The church’s burning produced an outpouring of grief and support, in various manifestations: a GoFundMe page created to help the church rebuild, for example, raised $200,000 in just two days. The page’s mission statement referred to the “potent racial history of burning black churches” – a past that seemed not entirely past, following several incidents in 2015, as The Christian Science Monitor’s Patrik Jonsson reported that summer:

But despite what investigators say so far is a lack of evidence of a pattern or racial hatred in the recent church fires, the timing of the blazes – especially when added to the historic role of the black church as a fount of power and moral authority – has fueled widespread concerns. Complicating the issue is that arson can be a particularly hard crime to solve, and motivations are often not obvious.

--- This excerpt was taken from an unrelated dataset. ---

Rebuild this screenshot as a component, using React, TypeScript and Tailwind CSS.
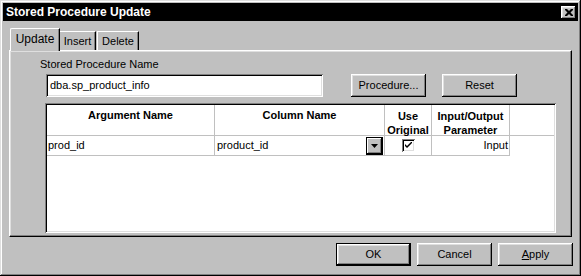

The concerns have deep roots: Black churches have been targets for more than 200 years. The Greeleyville church was burned down by the Ku Klux Klan in 1995, at a peak of church burnings that led to the creation of a task force that arrested hundreds of people. And the fires come at a time when the African-American church, writ large, is feeling deeply vulnerable, after one of the deadliest church attacks in modern history when Dylann Roof opened fire at the historic Emanuel African Methodist Episcopalian Church.

Some local officials in Mississippi had expressed doubt over the assumptions being made about potential motives, as The Christian Science Monitor’s Gretel Kauffman reported:

In the police news conference, [Greenville Police Chief Delando] Wilson said it was unclear whether the crime was racially motivated. As of Wednesday, a "person of interest" was being interviewed by the authorities. 

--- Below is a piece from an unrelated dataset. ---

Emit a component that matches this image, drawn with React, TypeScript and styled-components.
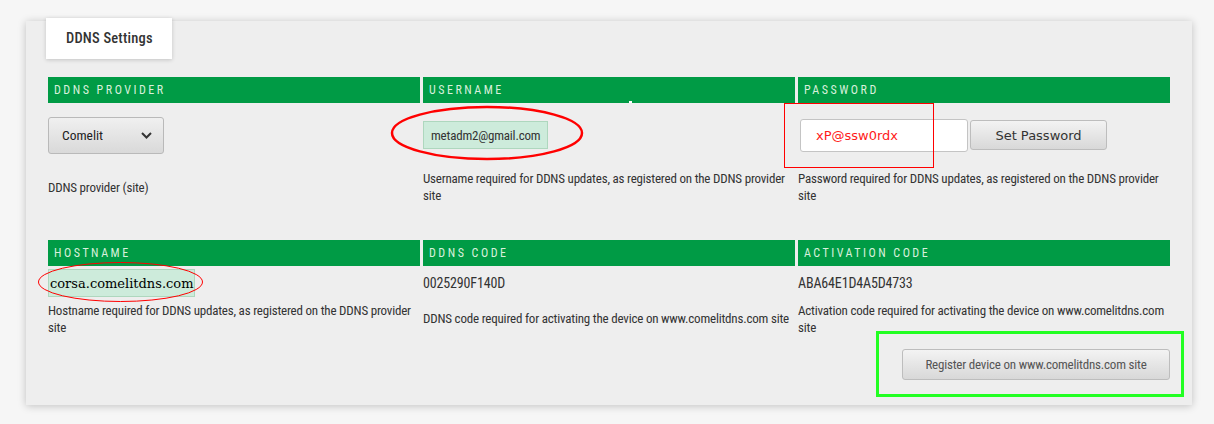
import React from "react";
import styled, { createGlobalStyle } from "styled-components";

const GlobalStyle = createGlobalStyle`
  html, body { margin: 0; padding: 0; background: #f6f6f6; }
  body { font-family: "Roboto", "Liberation Sans", Arial, sans-serif; font-stretch: 75%; }
  * { box-sizing: border-box; }
`;

const narrow = `"Roboto", "Liberation Sans", Arial, sans-serif`;

const Page = styled.div`
  width: 1214px;
  height: 424px;
  padding: 21px 0 0 26px;
`;

const Panel = styled.div`
  display: flow-root;
  width: 1166px;
  height: 384px;
  background: #eeeeee;
  box-shadow: 0 1px 8px rgba(0, 0, 0, 0.22);
  padding: 0 22px 0 22px;
`;

const Tab = styled.div`
  margin: -3px 0 0 -2px;
  width: 126px;
  height: 41px;
  background: #ffffff;
  box-shadow: 0 1px 4px rgba(0, 0, 0, 0.18);
  display: flex;
  align-items: center;
  padding-left: 20px;
  font-family: ${narrow};
  font-stretch: 75%;
  font-weight: 500;
  font-size: 14.5px;
  letter-spacing: 0.2px;
  color: #333;
`;

const Section = styled.div<{ $top: number }>`
  margin-top: ${(p) => p.$top}px;
  display: grid;
  grid-template-columns: 372px 372px 372px;
  column-gap: 3px;
`;

const Header = styled.div`
  position: relative;
  height: 26px;
  background: #009b45;
  color: #d8f0dc;
  font-family: ${narrow};
  font-stretch: 75%;
  font-size: 12px;
  letter-spacing: 2.5px;
  display: flex;
  align-items: center;
  padding-left: 6px;
`;

const Tick = styled.span`
  position: absolute;
  left: 206px;
  bottom: 0;
  width: 3px;
  height: 2px;
  background: #ffffff;
`;

const Cell = styled.div<{ $h: number }>`
  position: relative;
  height: ${(p) => p.$h}px;
  display: flex;
  align-items: center;
  font-family: ${narrow};
  font-stretch: 75%;
  font-size: 14px;
  letter-spacing: -0.15px;
  color: #333;
`;

const Desc = styled.div`
  font-family: ${narrow};
  font-stretch: 75%;
  font-size: 13px;
  letter-spacing: -0.2px;
  line-height: 17px;
  color: #333;
`;

const SelectBox = styled.div`
  width: 116px;
  height: 37px;
  border: 1px solid #b9b9b9;
  border-radius: 3px;
  background: linear-gradient(#f0f0f0, #d9d9d9);
  display: flex;
  align-items: center;
  justify-content: space-between;
  padding: 0 11px 0 13px;
  font-family: ${narrow};
  font-stretch: 75%;
  font-size: 13.5px;
  letter-spacing: 0;
  color: #222;
`;

const ReadField = styled.div<{ $serif?: boolean }>`
  height: 28px;
  display: flex;
  align-items: center;
  background: #cdebdb;
  border: 1px solid #aed7be;
  padding: ${(p) => (p.$serif ? "0 1px" : "0 7px")};
  font-family: ${(p) => (p.$serif ? `"DejaVu Serif", serif` : narrow)};
  font-stretch: ${(p) => (p.$serif ? "100%" : "75%")};
  font-size: 13px;
  letter-spacing: ${(p) => (p.$serif ? "0" : "-0.2px")};
  color: ${(p) => (p.$serif ? "#000" : "#333")};
`;

const PasswordInput = styled.div`
  width: 168px;
  height: 33px;
  background: #fff;
  border: 1px solid #c4c4c4;
  border-radius: 3px;
  display: flex;
  align-items: center;
  padding-left: 15px;
  font-family: "DejaVu Sans", sans-serif;
  font-stretch: 100%;
  font-size: 13px;
  letter-spacing: 0;
  color: #ff1a1a;
`;

const GrayButton = styled.button<{ $w: number; $h: number; $font: string; $stretch: string; $size: number; $ls: number; $color: string }>`
  width: ${(p) => p.$w}px;
  height: ${(p) => p.$h}px;
  border: 1px solid #bdbdbd;
  border-radius: 3px;
  background: linear-gradient(#f3f3f3, #d8d8d8);
  font-family: ${(p) => p.$font};
  font-stretch: ${(p) => p.$stretch};
  font-size: ${(p) => p.$size}px;
  letter-spacing: ${(p) => p.$ls}px;
  color: ${(p) => p.$color};
  padding: 0;
  margin: 0;
  cursor: pointer;
`;

const PasswordRow = styled.div`
  display: flex;
  align-items: center;
  gap: 2px;
  margin-left: 2px;
`;

const Annot = styled.svg`
  position: absolute;
  overflow: visible;
  pointer-events: none;
`;

const RedRect = styled.div`
  position: absolute;
  left: -14px;
  top: 0;
  width: 150px;
  height: 65px;
  border: 1px solid #ff0000;
  pointer-events: none;
`;

const Footer = styled.div`
  margin-top: 12px;
  display: flex;
  justify-content: flex-end;
`;

const Highlight = styled.div`
  position: relative;
`;

const GreenFrame = styled.div`
  position: absolute;
  left: -26px;
  top: -18px;
  right: -14px;
  bottom: -17px;
  border: 3px solid #22ff22;
  pointer-events: none;
`;

const Chevron = () => (
  <svg width="11" height="7" viewBox="0 0 11 7">
    <path d="M1 1 L5.5 5.5 L10 1" fill="none" stroke="#333" strokeWidth="2" />
  </svg>
);

export default function App() {
  return (
    <Page>
      <GlobalStyle />
      <Panel>
        <Tab>DDNS Settings</Tab>
        <Section $top={18}>
          <Header>DDNS PROVIDER</Header>
          <Header>
            USERNAME
            <Tick />
          </Header>
          <Header>PASSWORD</Header>

          <Cell $h={64}>
            <SelectBox>
              Comelit
              <Chevron />
            </SelectBox>
          </Cell>
          <Cell $h={64}>
            <ReadField>metadm2@gmail.com</ReadField>
            <Annot style={{ left: -32, top: 3 }} width="192" height="54" viewBox="0 0 192 54">
              <ellipse cx="96" cy="27" rx="95" ry="26" fill="none" stroke="#ff0000" strokeWidth="2.5" />
            </Annot>
          </Cell>
          <Cell $h={64}>
            <PasswordRow>
              <PasswordInput>xP@ssw0rdx</PasswordInput>
              <GrayButton $w={137} $h={30} $font={`"DejaVu Sans", sans-serif`} $stretch="100%" $size={13} $ls={0} $color="#333">
                Set Password
              </GrayButton>
            </PasswordRow>
            <RedRect />
          </Cell>

          <Cell $h={40}>
            <Desc>DDNS provider (site)</Desc>
          </Cell>
          <Cell $h={40}>
            <Desc>Username required for DDNS updates, as registered on the DDNS provider site</Desc>
          </Cell>
          <Cell $h={40}>
            <Desc>Password required for DDNS updates, as registered on the DDNS provider site</Desc>
          </Cell>
        </Section>

        <Section $top={33}>
          <Header>HOSTNAME</Header>
          <Header>DDNS CODE</Header>
          <Header>ACTIVATION CODE</Header>

          <Cell $h={34}>
            <ReadField $serif>corsa.comelitdns.com</ReadField>
            <Annot style={{ left: -10, top: -4 }} width="165" height="40" viewBox="0 0 165 40">
              <ellipse cx="82.5" cy="20" rx="82" ry="19.5" fill="none" stroke="#ff0000" strokeWidth="1" />
            </Annot>
          </Cell>
          <Cell $h={34}>0025290F140D</Cell>
          <Cell $h={34}>ABA64E1D4A5D4733</Cell>

          <Cell $h={37}>
            <Desc>Hostname required for DDNS updates, as registered on the DDNS provider site</Desc>
          </Cell>
          <Cell $h={37}>
            <Desc>DDNS code required for activating the device on www.comelitdns.com site</Desc>
          </Cell>
          <Cell $h={37}>
            <Desc>Activation code required for activating the device on www.comelitdns.com site</Desc>
          </Cell>
        </Section>

        <Footer>
          <Highlight>
            <GrayButton $w={268} $h={31} $font={narrow} $stretch="75%" $size={13} $ls={-0.2} $color="#555">
              Register device on www.comelitdns.com site
            </GrayButton>
            <GreenFrame />
          </Highlight>
        </Footer>
      </Panel>
    </Page>
  );
}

There appeared to be some disagreement as to whether the arson was politically motivated as well, as Mississippi Secretary of State Delbert Hosemann said Wednesday that "the initial work here indicates this is not of a political nature, even though there may be something that says 'Vote Trump' on the side of the church. So everybody needs to calm down here until we get to the bottom of this." 

Local authorities said Mr. Hosemann and his staff had not been in touch with them or involved in the investigation. 

But the election of President-elect Donald Trump gave the Greenville arson a special symbolic charge, to which neither much of the national press nor civil-rights groups were oblivious. The Southern Poverty Law Center opened with a mention of it in a November report on what it described as a deluge of post-election hate incidents.

That report took stock only of media reports and submissions to the center’s web page, while the organization did not seek to verify individual incidents. And as Quartz noted upon its release, counting hate crimes on the national scale can be tricky, since FBI statistics rely on local police departments to report statistics. Many departments don’t. There’s also no uniform, federal definition of a hate crime, leading some researchers to argue that numbers for individual states might not be entirely on point.

That’s not to say that there isn’t clarity on some matters, like who tends to be the victim: In 2015, as in past FBI surveys, African-Americans made up the overwhelming majority. And researchers on the topic tend to conclude that political rhetoric can be a factor in hate crimes, even if precise, short-term links to particular candidates and events remain hard to track.

“There’s very compelling evidence that political rhetoric may well play a role in directing behavior in the aftermath of a terrorist attack,” Brian Levin, director of the California State University-San Bernardino’s Center for the Study of Hate and Extremism, told the Atlantic in November, following the release of an SPLC report on anti-Muslim hate crimes since 9/11.

“I don’t think we can dismiss contentions that rhetoric is one of the significant variables that can contribute to hate crimes.”